Aluko's brand of economic policy was critical of ostentatious government spending. When he returned from London, he became an informal adviser to the Action Group. He was appointed to head its austerity committee which was set up to find ways to save money. The committee recommended the slashing of allowances provided to ministers and political office holders, an idea that was not well supported by some of the political class within the party. In 1962, Aluko was approached to serve as the regional economic adviser of the Western region. His salary was to be £2,942, at that time, he was a lecturer at University of Ife, now Obafemi Awolowo University earning an annual wage of £1000. He accepted the offer on the condition that his new salary be reduced to the level he was paid at Ife stating that he will not be more productive at the new job than what he was doing at Ife. But this condition was rejected by the government. While Aluko was at Ile-Ife, he was a member of an informal advisory committee of AG, along with Wole Soyinka, Victor Oyenuga, Dr Odumosu and a couple of expatriate lecturers. This group were strongly in favor of an idealistic party, a democratic socialist party that believed in curbing executive excesses, the advisory group also split with some members of the political class in terms how to engage with the national government and branching out of the Western region. Awolowo positively received some of the recommendations of this group but his deputy who was now premier of the region did not like most of the recommended policies.
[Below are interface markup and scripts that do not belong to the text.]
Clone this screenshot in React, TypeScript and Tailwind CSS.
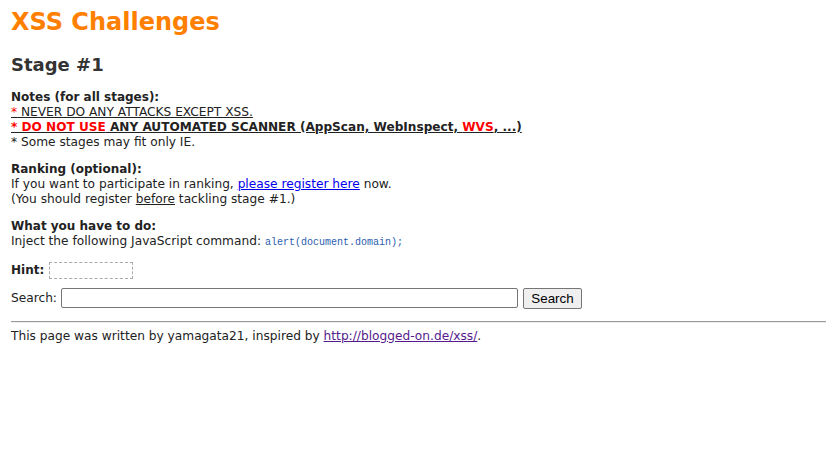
import React from "react";

export default function App() {
  const body = "font-['DejaVu_Sans',sans-serif] text-[12.2px] leading-[15px] text-[#222]";
  return (
    <div className={`min-h-[475px] w-[826px] bg-white pl-[11px] pt-[7px] ${body}`}>
      <h1 className="h-[30px] text-[24px] font-bold leading-[30px] text-[#ff8000]">XSS Challenges</h1>
      <h2 className="mt-[17px] h-[22px] text-[18px] font-bold leading-[22px] text-[#333]">Stage #1</h2>

      <div className="mt-[14px]">
        <div className="text-[12px] font-bold">Notes (for all stages):</div>
        <div>
          <span className="underline">
            <span className="text-[#ff0000]">*</span> NEVER DO ANY ATTACKS EXCEPT XSS.
          </span>
        </div>
        <div className="text-[12.1px] font-bold underline">
          <span className="text-[#ff0000]">* DO NOT USE</span> ANY AUTOMATED SCANNER (AppScan, WebInspect,{" "}
          <span className="text-[#ff0000]">WVS</span>, ...)
        </div>
        <div>* Some stages may fit only IE.</div>
      </div>

      <div className="mt-[12px]">
        <div className="text-[12px] font-bold">Ranking (optional):</div>
        <div>
          If you want to participate in ranking,{" "}
          <a className="text-[#0000ee] underline" href="#">
            please register here
          </a>{" "}
          now.
        </div>
        <div>
          (You should register <span className="underline">before</span> tackling stage #1.)
        </div>
      </div>

      <div className="mt-[12px]">
        <div className="text-[12px] font-bold">What you have to do:</div>
        <div>
          Inject the following JavaScript command:{" "}
          <code className="font-['Liberation_Mono',monospace] text-[10px] text-[#2a5db0]">alert(document.domain);</code>
        </div>
      </div>

      <div className="mt-[10px] flex h-[20px] items-center">
        <span className="text-[12px] font-bold">Hint:</span>
        <span className="ml-[5px] h-[17px] w-[84px] border border-dashed border-[#aaa]"></span>
      </div>

      <div className="mt-[7.5px] flex h-[21px] items-center">
        <span>Search:</span>
        <input
          type="text"
          className="ml-[4px] h-[20px] w-[457px] rounded-[2px] border border-[#767676] bg-white px-[2px] outline-none"
        />
        <button className="ml-[5px] h-[21px] w-[59px] rounded-[2px] border border-[#767676] bg-[#efefef] font-['Liberation_Sans',sans-serif] text-[13.33px] leading-[19px] text-black">
          Search
        </button>
      </div>

      <div className="mt-[12px] h-[2px] border-t border-b border-t-[#9a9a9a] border-b-[#eeeeee]"></div>

      <div className="mt-[6px]">
        This page was written by yamagata21, inspired by{" "}
        <a className="text-[#551a8b] underline" href="#">
          http://blogged-on.de/xss/
        </a>
        .
      </div>
    </div>
  );
}
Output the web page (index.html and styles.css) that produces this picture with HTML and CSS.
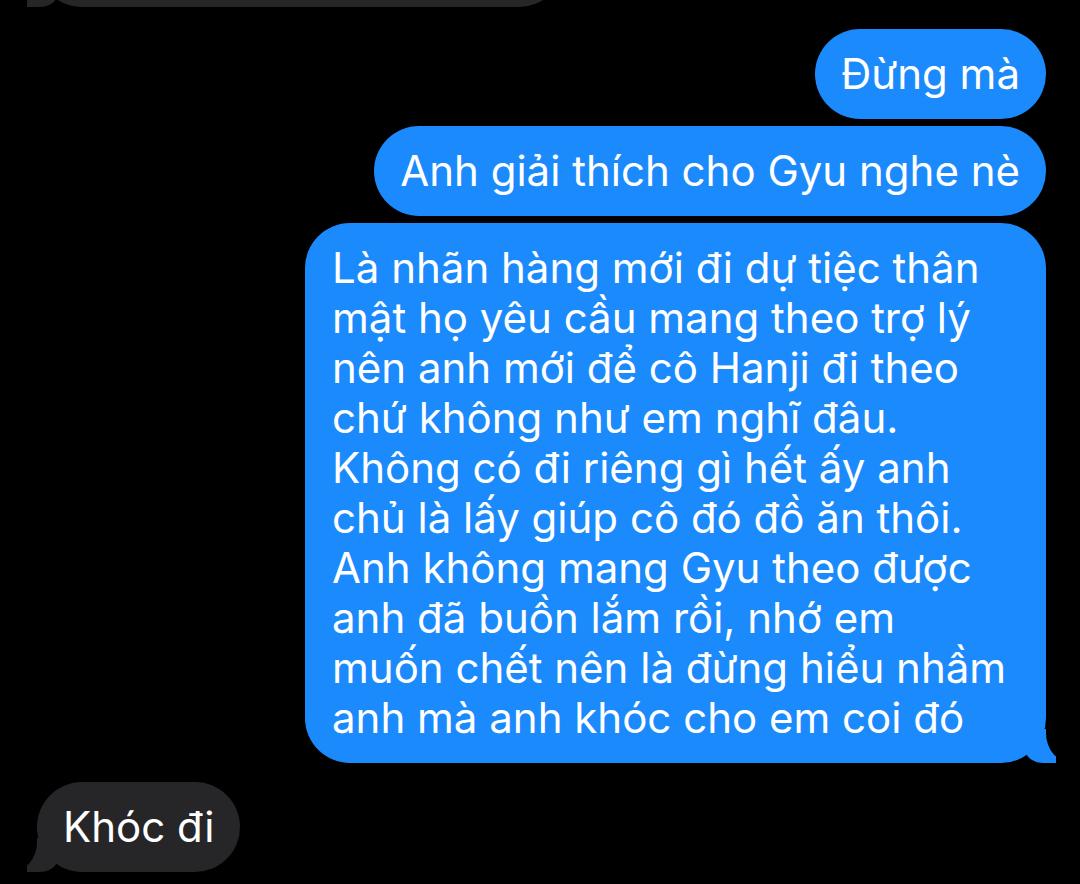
FILE: index.html
```html
<!DOCTYPE html>
<html lang="vi">
<head>
<meta charset="utf-8">
<title>Messages</title>
<link rel="stylesheet" href="styles.css">
</head>
<body>
<main class="chat">
  <section class="group received first">
    <div class="bubble gray tail top-cut"></div>
  </section>
  <section class="group sent">
    <div class="bubble blue">Đừng mà</div>
    <div class="bubble blue">Anh giải thích cho Gyu nghe nè</div>
    <div class="bubble blue tail long">Là nhãn hàng mới đi dự tiệc thân<br>mật họ yêu cầu mang theo trợ lý<br>nên anh mới để cô Hanji đi theo<br>chứ không như em nghĩ đâu.<br>Không có đi riêng gì hết ấy anh<br>chủ là lấy giúp cô đó đồ ăn thôi.<br>Anh không mang Gyu theo được<br>anh đã buồn lắm rồi, nhớ em<br>muốn chết nên là đừng hiểu nhầm<br>anh mà anh khóc cho em coi đó</div>
  </section>
  <section class="group received">
    <div class="bubble gray tail">Khóc đi</div>
  </section>
</main>
</body>
</html>
```
FILE: styles.css
```css
html, body {
  margin: 0;
  padding: 0;
  background: #000;
}
body {
  width: 1080px;
  height: 884px;
  overflow: hidden;
  font-family: Inter, "Noto Sans", sans-serif;
  color: #fff;
}
.chat {
  display: flex;
  flex-direction: column;
  padding: 0 34px 0 37px;
}
.group {
  display: flex;
  flex-direction: column;
  gap: 7px;
}
.group.sent {
  align-items: flex-end;
  margin-top: 22px;
}
.group.received {
  align-items: flex-start;
  margin-top: 19px;
}
.group.first {
  margin-top: -83px;
}
.bubble {
  position: relative;
  font-size: 42px;
  line-height: 50px;
  padding: 20px 26px;
  border-radius: 45px;
  white-space: nowrap;
}
.blue {
  background: #1b8afc;
}
.gray {
  background: #262628;
}
.top-cut {
  width: 527px;
  height: 50px;
  box-sizing: content-box;
  padding: 20px 0;
}
.long {
  width: 688px;
  padding-left: 27px;
  padding-right: 26px;
}
.tail::before,
.tail::after {
  content: "";
  position: absolute;
  bottom: 0;
}
.sent .tail::before {
  right: -10px;
  width: 30px;
  height: 34px;
  background: #1b8afc;
  border-bottom-left-radius: 18px 12px;
}
.sent .tail::after {
  right: -26px;
  width: 26px;
  height: 34px;
  background: #000;
  border-bottom-left-radius: 26px 30px;
}
.received .tail::before {
  left: -10px;
  width: 30px;
  height: 34px;
  background: #262628;
  border-bottom-right-radius: 18px 12px;
}
.received .tail::after {
  left: -26px;
  width: 26px;
  height: 34px;
  background: #000;
  border-bottom-right-radius: 26px 30px;
}
```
In 1965, when Saburi Biobaku, the deputy Vice-Chancellor of UNIFE advised all lecturers to support the party of the day, which was NNDP, a splinter group of the Action Group led by Samuel Akintola, Aluko sided with Awolowo's side of the Action Group who were receptive of the recommendations offered by the Ife group. Aluko offered to resign and gave a 3 month notice, the resignation was accepted immediately and he was ordered to vacate official premises as soon as possible, he left the university and joined the economics department of University of Nigeria. Before the January 1966 coup, Aluko addressing a youth conference had tasked the youths to be less tribal and engage with one another to unite the regions.

Aluko's views on economic growth and public finance was less elitist and was to approach decision making by using the federal, state and local government institutions as an instrument of growing the national economy. Aluko's view was drawing funds through higher rates of taxation and tracking tax defaulters to generate government income. He also supported measures to increase workers productivity through better supervision and cutting of waste such as subsidized rent and allowances to government employees. These measure are capable of increasing government revenues that could fund policies to reduce unemployment and rural development.

===1970s-1990===
As oil production increased in Nigeria in the 1970s, Aluko was still inclined to support the thought that the state can be an engine of industrialization through funding of technical education, agriculture extension and infrastructural development. With a technical literate populace, the adoption and local reproduction of technology will be feasible. In addition, introducing mechanized farming will increase the income level of commercial farmers and the taxable income of government. Aluko's support for mechanized farming meant balanced assistance to surplus producing commercial farmers and technical and educational assistance to small scale farmers to become surplus producing farmers. Small scale subsistence farmers who mostly live in the rural areas will use some the additional income to buy more affordable productive instruments. A strong believer in planning, it became important in agricultural planning for the development of a locally initiated agriculture instruments industries to save foreign exchange and produce affordable instruments for small scale farmers.

During Ibrahim Babangida's administration, Aluko still steadfastly held on to the thought that the tiers of government had a major role to play in developing the economy. He was critical of the liberalization prescriptions of the structural adjustment programme adopted by the government. Aluko's trouble with SAP also extended to the multilateral institutions who made the recommendations and the Nigerian economists who followed the dictates of Western capitalist thought. Aluko faulted the benefits of free market currency devaluation and high interest rates that came after the programme was implemented.

==Personal life==
Sam Aluko and his wife Joyce Aluko have six children, including Bolaji Aluko, the first born and Gbenga Aluko, a former senator and Esther Morenike Jaiyesimi. He spent most of his academic career at University of Ife and retired in 1980. He died in 2012.